Did you read the linked blog post? The manufacturer of the kit says that you are supposed to use water.


----------



## SarahRides (Jan 29, 2012)

I had done that once when I first started with a Chardonnay kit (as per the kit instructions) and it came out pretty thin, so I haven't done it since. I've been using wine ever since.


----------



## Flem (Jan 29, 2012)

I can only imagine what a 10L kit would taste like if you used water to top it off a couple of times.


----------



## dangerdave (Jan 29, 2012)

I top with similar wine. No water! Like the others, this was after watering down what might have been better wine.


----------



## KenS (Jan 29, 2012)

dangerdave said:


> I top with similar wine. No water! Like the others, this was after watering down what might have been better wine.

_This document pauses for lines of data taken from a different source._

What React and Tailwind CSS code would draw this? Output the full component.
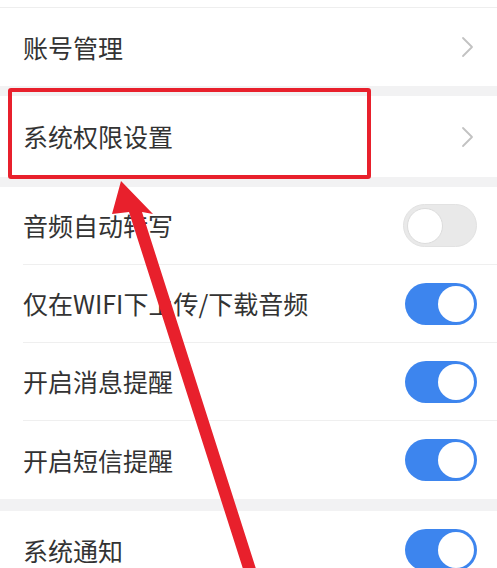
import React from "react";

const font = { fontFamily: '"Noto Sans CJK SC", "Noto Sans", sans-serif' };

function Chevron() {
  return (
    <svg width="13" height="22" viewBox="0 0 13 22" className="shrink-0">
      <polyline points="2,2 11,11 2,20" fill="none" stroke="#c2c2c2" strokeWidth="1.8" strokeLinecap="round" strokeLinejoin="round" />
    </svg>
  );
}

function Toggle({ on }) {
  if (on) {
    return (
      <div className="w-[72px] h-[42px] rounded-full bg-[#3d85ee] flex items-center justify-end pr-[3px] shrink-0">
        <div className="w-[36px] h-[36px] rounded-full bg-white" />
      </div>
    );
  }
  return (
    <div className="w-[74px] h-[43px] rounded-full bg-[#e9e9e9] border border-[#e2e2e2] flex items-center pl-[3px] shrink-0">
      <div className="w-[36px] h-[36px] rounded-full bg-white border border-[#dcdcdc]" />
    </div>
  );
}

function ToggleRow({ label, on, last }) {
  return (
    <div className="h-[78px] pl-[23px] bg-white">
      <div className={"h-full flex items-center justify-between pr-[20px] " + (last ? "" : "border-b border-[#efefef]")}>
        <span className="text-[25px] text-[#333333] leading-none">{label}</span>
        <Toggle on={on} />
      </div>
    </div>
  );
}

export default function App() {
  return (
    <div className="relative w-[497px] h-[568px] overflow-hidden bg-white" style={font}>
      <div className="h-[8px] border-b border-[#eeeeee]" />
      <div className="h-[78px] flex items-center justify-between pl-[23px] pr-[23px]">
        <span className="text-[25px] text-[#333333] leading-none">账号管理</span>
        <Chevron />
      </div>
      <div className="h-[10px] bg-[#f2f2f3]" />
      <div className="h-[81px] flex items-center justify-between pl-[23px] pr-[23px]">
        <span className="text-[25px] text-[#333333] leading-none">系统权限设置</span>
        <Chevron />
      </div>
      <div className="h-[10px] bg-[#f2f2f3]" />
      <ToggleRow label="音频自动转写" on={false} />
      <ToggleRow label="仅在WIFI下上传/下载音频" on />
      <ToggleRow label="开启消息提醒" on />
      <ToggleRow label="开启短信提醒" on last />
      <div className="h-[12px] bg-[#f2f2f3]" />
      <ToggleRow label="系统通知" on last />

      <div className="absolute left-[8px] top-[88px] w-[363px] h-[91px] border-[4px] border-[#e8202c] rounded-[3px] pointer-events-none" />
      <svg className="absolute left-0 top-0 pointer-events-none" width="497" height="568" viewBox="0 0 497 568">
        <polygon
          points="121,181 153,214 142,212 257,572 244,572 129,212 112,214"
          fill="#e8202c"
        />
      </svg>
    </div>
  );
}
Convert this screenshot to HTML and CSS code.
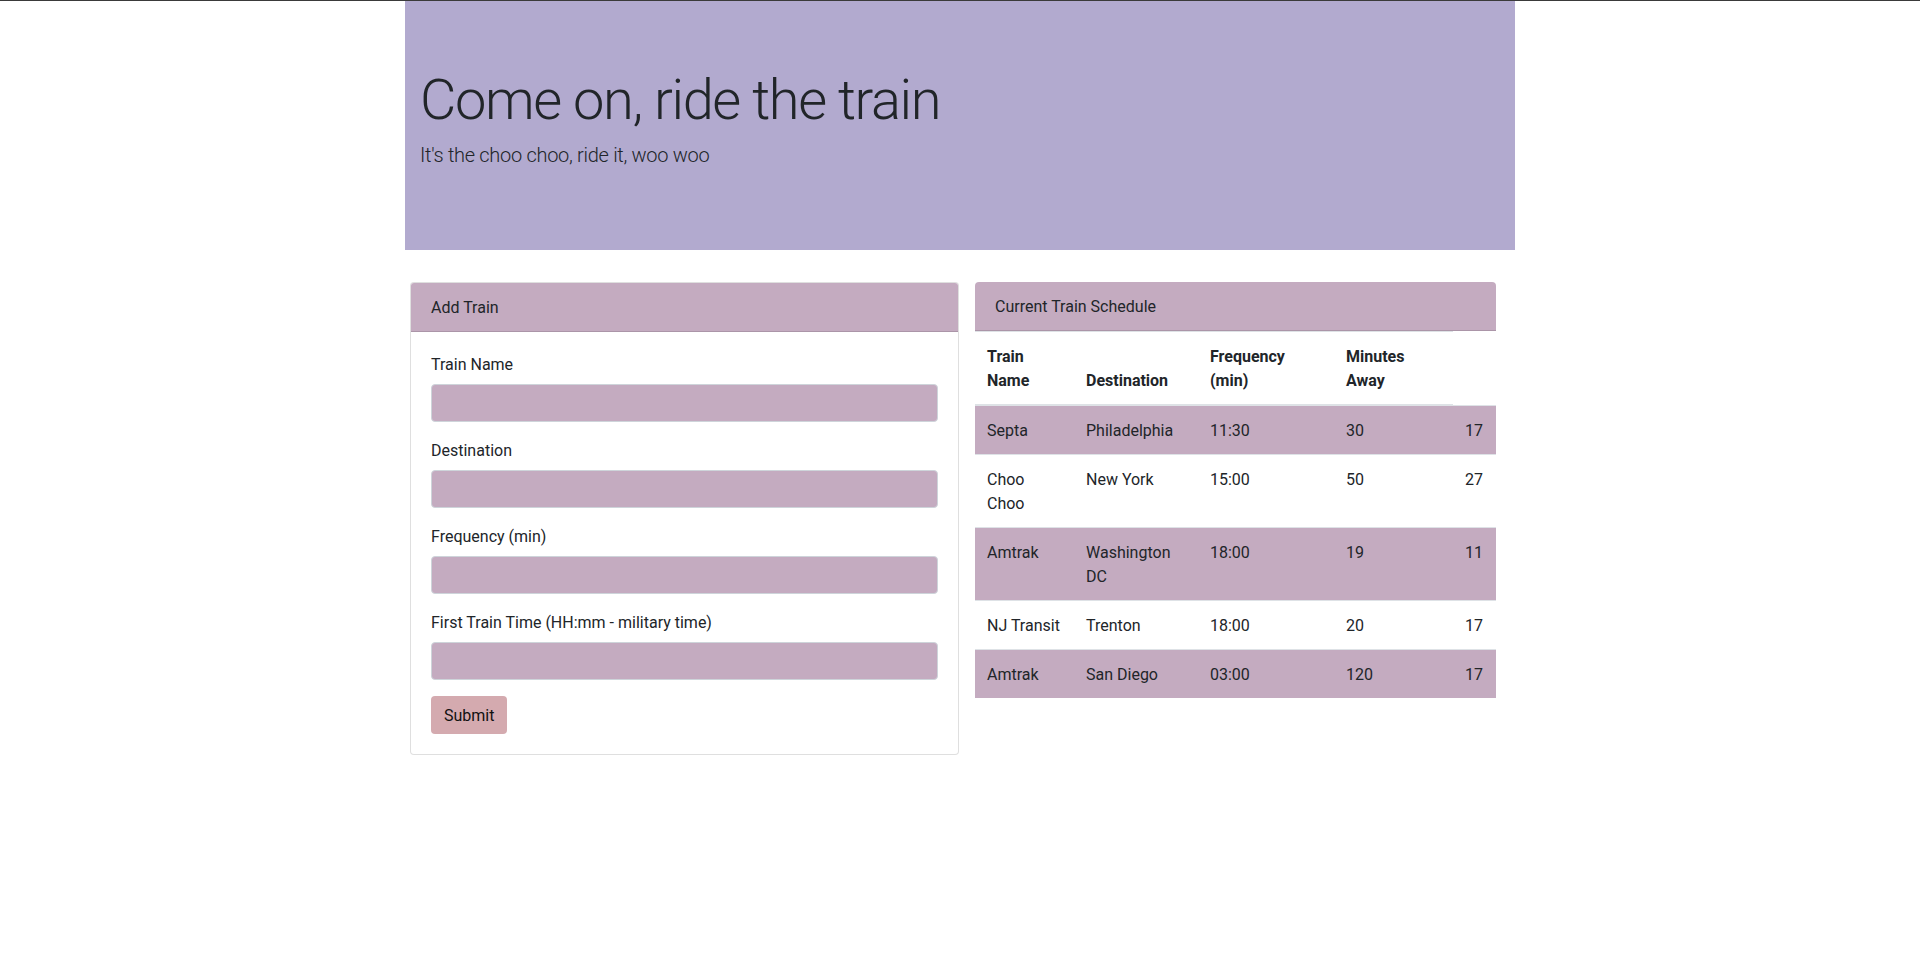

So interesting. It is clear from so many other threads that most people top up with wine, not water. I guess I thought that if the manufacturer actually wrote an explanation as to *why* water is the recommended way to do it, then people might consider that. 

From the blog post:


> And that's what throws some folks. The concern is that the wine is going fine--won't adding water at this point dilute it? Wouldn't it be better to use wine to top it up, to prevent a loss of flavour and aroma? We continue to get calls on this, year in and year out at Winexpert.
> 
> The answer is yes, the water will dilute the wine--to exactly the level we want it to be diluted! You see, all Winexpert kits are made to 4% over strength, with extra Brix levels and Total Dissolved Solid material calculated to produce a kit that will work out perfectly at 23 litres + 4%, which is 0.92 litres, or about a US quart.



So maybe people just like wine that is 4% over strength or do they not believe what Winexpert says they are doing in formulating the kits?


----------



## milbrosa (Jan 30, 2012)

Try it as the manufacturer recommends and see if you like the results. Everyone's tastes are different.

I did one WE kit where I topped with water, and the wine came out a bit soft for me. It might have produced the wine the kit designer intended, but it wasn't what I wanted. I personally think that the WE kits need that 4% extra, so I now top with wine. 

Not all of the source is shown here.